**RECORD EXCERPTS**
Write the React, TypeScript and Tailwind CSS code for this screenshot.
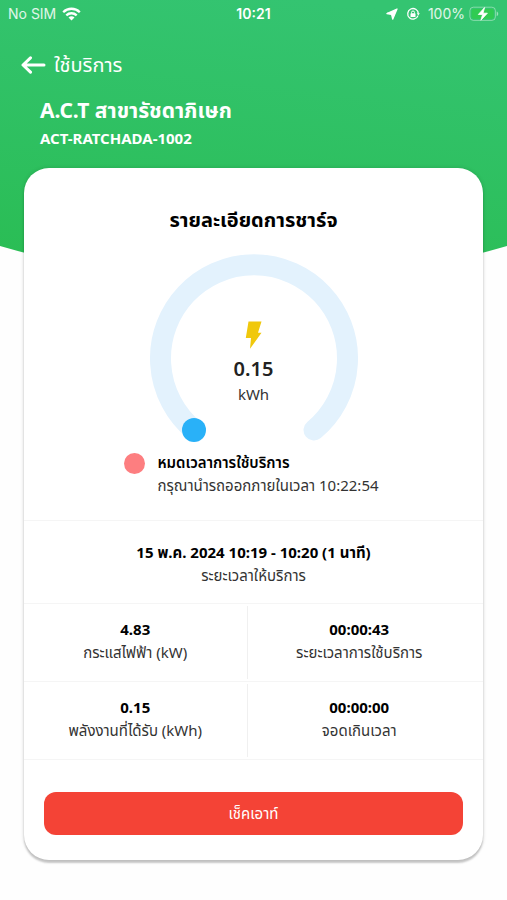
import type { ReactNode } from "react";

type StatProps = {
  value: string;
  label: string;
  className?: string;
};

const stats = [
  [
    { value: "4.83", label: "กระแสไฟฟ้า (kW)" },
    { value: "00:00:43", label: "ระยะเวลาการใช้บริการ" },
  ],
  [
    { value: "0.15", label: "พลังงานที่ได้รับ (kWh)" },
    { value: "00:00:00", label: "จอดเกินเวลา" },
  ],
];

const WifiIcon = () => (
  <svg width="19" height="14" viewBox="0 0 19 14" aria-hidden="true">
    <g fill="none" stroke="white" strokeWidth="2.3">
      <path d="M1.2 5.2C5.900 .6 13.100 .6 17.800 5.200" />
      <path d="M4.300 8.400C7.300 5.500 11.700 5.500 14.700 8.400" />
    </g>
    <path d="M9.500 13.400 6.500 10.400C8.200 8.900 10.800 8.900 12.500 10.400Z" fill="white" />
  </svg>
);

const LocationIcon = () => (
  <svg width="12" height="12" viewBox="0 0 12 12" aria-hidden="true">
    <path
      d="M11 1 6.700 11.200 5.600 6.400.9 5.500Z"
      fill="white"
      stroke="white"
      strokeWidth="1.300"
      strokeLinejoin="round"
    />
  </svg>
);

const RotationLockIcon = () => (
  <svg width="14" height="14" viewBox="0 0 14 14" aria-hidden="true">
    <g fill="none" stroke="white">
      <path d="M12 8.600A5.300 5.300 0 1 1 12.300 6.600" strokeWidth="1.300" />
      <path d="M5.500 6.500V5.500a1.500 1.500 0 0 1 3 0v1" strokeWidth="1" />
    </g>
    <rect x="4.500" y="6.300" width="5" height="3.700" rx=".6" fill="white" />
    <path d="M10.800 6.300h3l-1.500 2.200Z" fill="white" />
  </svg>
);

const BatteryIcon = () => (
  <svg width="30" height="16" viewBox="0 0 30 16" aria-hidden="true">
    <rect x=".9" y="1.200" width="25.500" height="13.200" rx="3.500" fill="none" stroke="white" strokeOpacity=".4" />
    <rect x="2.600" y="2.900" width="22.100" height="9.800" rx="2" fill="#30cb52" />
    <path d="M27.700 5.500c2 .7 2 4 0 4.700Z" fill="white" fillOpacity=".5" />
    <path
      d="M15.600 1.500 9.300 8.500h4.300L11.900 14.200 18.400 7.200h-4.400Z"
      fill="white"
      stroke="white"
      strokeWidth=".8"
      strokeLinejoin="round"
    />
  </svg>
);

const BackIcon = () => (
  <svg width="25" height="18" viewBox="0 0 25 18" aria-hidden="true">
    <path
      d="M23 9H2.500M9.500 1.800 2 9l7.500 7.200"
      fill="none"
      stroke="white"
      strokeWidth="3"
      strokeLinecap="round"
      strokeLinejoin="round"
    />
  </svg>
);

const BoltIcon = () => (
  <svg width="18" height="28" viewBox="0 0 18 28" aria-hidden="true">
    <path d="M3.500.5H16.500L13 11.800H16.500L5 27.800 6 17H.8Z" fill="#f0c80c" />
  </svg>
);

const StatusBar = () => (
  <div className="grid h-7 grid-cols-3 items-center px-2 font-['Inter',sans-serif] text-sm text-white">
    <div className="flex items-center gap-1.5 text-white/85">
      <span>No SIM</span>
      <WifiIcon />
    </div>
    <span className="text-center font-semibold">10:21</span>
    <div className="flex items-center justify-end gap-1">
      <LocationIcon />
      <span className="ml-1">
        <RotationLockIcon />
      </span>
      <span className="ml-1 text-white/85">100%</span>
      <BatteryIcon />
    </div>
  </div>
);

/**
 * Three quarter ring with the energy reading in the middle.
 */
const Gauge = ({ children }: { children: ReactNode }) => (
  <div className="grid justify-items-center">
    <svg
      className="col-start-1 row-start-1"
      width="208"
      height="189"
      viewBox="0 0 208 189"
      aria-hidden="true"
    >
      <path
        d="M44 176A93.500 93.500 0 1 1 164 176"
        fill="none"
        stroke="#e3f2fd"
        strokeWidth="21"
        strokeLinecap="round"
      />
      <circle cx="44" cy="176" r="12" fill="#29b1f8" />
    </svg>
    <div className="col-start-1 row-start-1 flex flex-col items-center pt-[67px]">
      {children}
    </div>
  </div>
);

const Stat = ({ value, label, className }: StatProps) => (
  <div className={className}>
    <dt className="font-bold text-black">{value}</dt>
    <dd>{label}</dd>
  </div>
);

const App = () => (
  <div className="relative min-h-screen bg-[#fefefe] font-['Noto_Sans','Noto_Sans_Thai',sans-serif]">
    <svg
      className="absolute inset-x-0 top-0 h-[280px] w-full"
      viewBox="0 0 507 280"
      preserveAspectRatio="none"
      aria-hidden="true"
    >
      <defs>
        <linearGradient id="header" x1=".6" y1="0" x2=".4" y2="1">
          <stop offset="0" stopColor="#34c471" />
          <stop offset="1" stopColor="#2abd54" />
        </linearGradient>
      </defs>
      <path d="M0 0H507V246Q254 320 0 246Z" fill="url(#header)" />
    </svg>

    <div className="relative">
      <StatusBar />

      <header className="px-5 pt-6 text-white">
        <a href="#" className="flex h-[26px] items-center gap-2 pl-px text-xl">
          <BackIcon />
          ใช้บริการ
        </a>
        <div className="mt-[18px] pl-5">
          <h1 className="text-[21px] leading-7 font-bold">
            A.C.T สาขารัชดาภิเษก
          </h1>
          <p className="text-[15px] leading-7 font-bold">ACT-RATCHADA-1002</p>
        </div>
      </header>

      <main className="mx-6 mt-4 rounded-[25px] bg-white pt-9 pb-[25px] text-[15px] leading-[23px] text-[#333] shadow-[0_3px_2px_rgba(0,0,0,0.2),0_0_4px_rgba(0,0,0,0.14)]">
        <h2 className="mb-[18px] text-center text-xl leading-8 font-bold text-black">
          รายละเอียดการชาร์จ
        </h2>

        <Gauge>
          <BoltIcon />
          <strong className="mt-1.5 text-xl leading-7 font-semibold text-[#222]">
            0.15
          </strong>
          <span>kWh</span>
        </Gauge>

        <div className="mt-2 flex justify-center gap-3 pr-1 pb-[23px]">
          <span className="mt-0.5 size-[21px] rounded-full bg-[#fd7e80]" />
          <div>
            <p className="font-semibold text-black">หมดเวลาการใช้บริการ</p>
            <p>กรุณานำรถออกภายในเวลา 10:22:54</p>
          </div>
        </div>

        <dl className="border-b border-[#f5f5f5] text-center">
          <Stat
            className="border-t border-[#f5f5f5] pt-5 pb-4"
            value="15 พ.ค. 2024 10:19 - 10:20 (1 นาที)"
            label="ระยะเวลาให้บริการ"
          />
          {stats.map(([left, right]) => (
            <div
              key={left.label}
              className="grid grid-cols-2 border-t border-[#f5f5f5] py-0.5 pr-3"
            >
              <Stat {...left} className="border-r border-[#f0f0f0] pt-3 pb-[15px]" />
              <Stat {...right} className="pt-3 pb-[15px]" />
            </div>
          ))}
        </dl>

        <div className="px-5 pt-8">
          <button
            type="button"
            className="h-[43px] w-full rounded-xl bg-[#f44336] text-white"
          >
            เช็คเอาท์
          </button>
        </div>
      </main>
    </div>
  </div>
);

export default App;
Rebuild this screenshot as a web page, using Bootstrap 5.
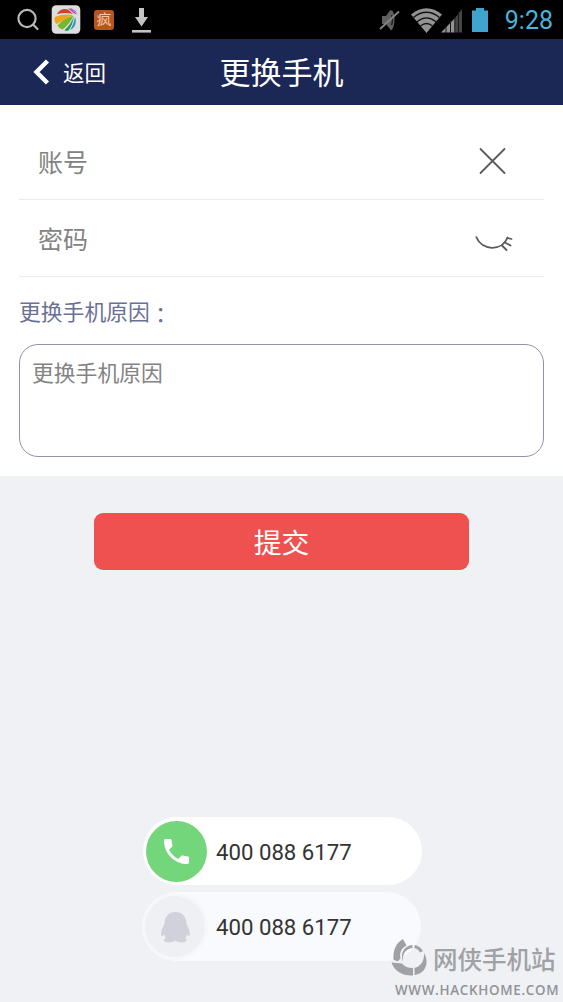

**WORK TO DO**
Pull every line containing the word "screenshot" out of the material and copy it.

**WRITTEN ANSWER**
Write the React, TypeScript and Tailwind CSS code for this screenshot.
Rebuild this screenshot as a web page, using Bootstrap 5.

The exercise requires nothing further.